Data Center also had a drop, with revenues coming in at $655 million, which is down 14% from a year ago. NVIDIA saw a large jump in data center GPU sales for AI over the last couple of years, but that growth has stagnated and now regressed. NVIDIA attributes the drop to lower hyperscale revenue, and NVIDIA has started to see some fierce competition in the hyperscale space with companies even creating their own custom silicon for specific workloads.

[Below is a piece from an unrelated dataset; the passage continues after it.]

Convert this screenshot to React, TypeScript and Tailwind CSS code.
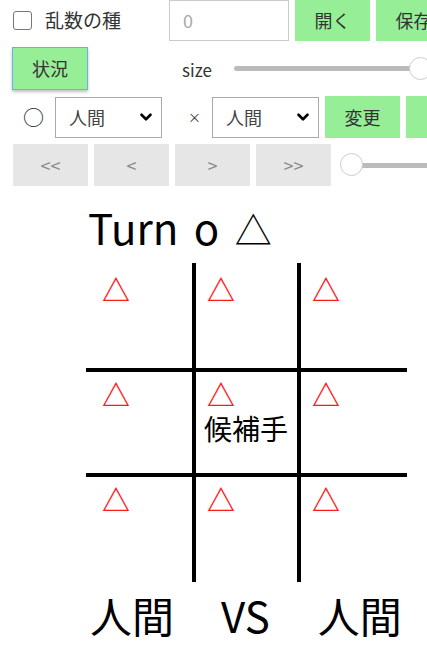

It’ll be interesting to see how NVIDIA responds.

Automotive, which is the market NVIDIA moved their Tegra processor into when they dropped their mobile efforts, continues to do well. Revenue for automotive was a record $209 million, up 30% from a year ago. NVIDIA has made a lot of gains in AI cockpit solutions and autonomous driving solutions, and attributes the revenue gain to a development services agreement they signed in this quarter.

Finally, OEM and Other revenue was $111 million, down 4% from a year ago.

NVIDIA Quarterly Revenue Comparison (GAAP)
($ in millions)
In millions Q2'2020 Q1'2020 Q2'2019 Q/Q Y/Y
Gaming $1313 $1055 $1805 +24% -27%
Professional Visualization $291 $266 $281 +9% +4%
Datacenter $655 $634 $760 +3% -14%
Automotive $209 $166 $161 +26% +30%
OEM & IP $111 $99 $116 +12% -4%

Looking ahead to Q3, NVIDIA is expecting revenues around $2.9 billion, plus or minus 2%. Q3 FY 2019 NVIDIA had revenues of $3.2 billion, so NVIDIA is still expecting to be below those numbers, but edging closer to where they were a year ago.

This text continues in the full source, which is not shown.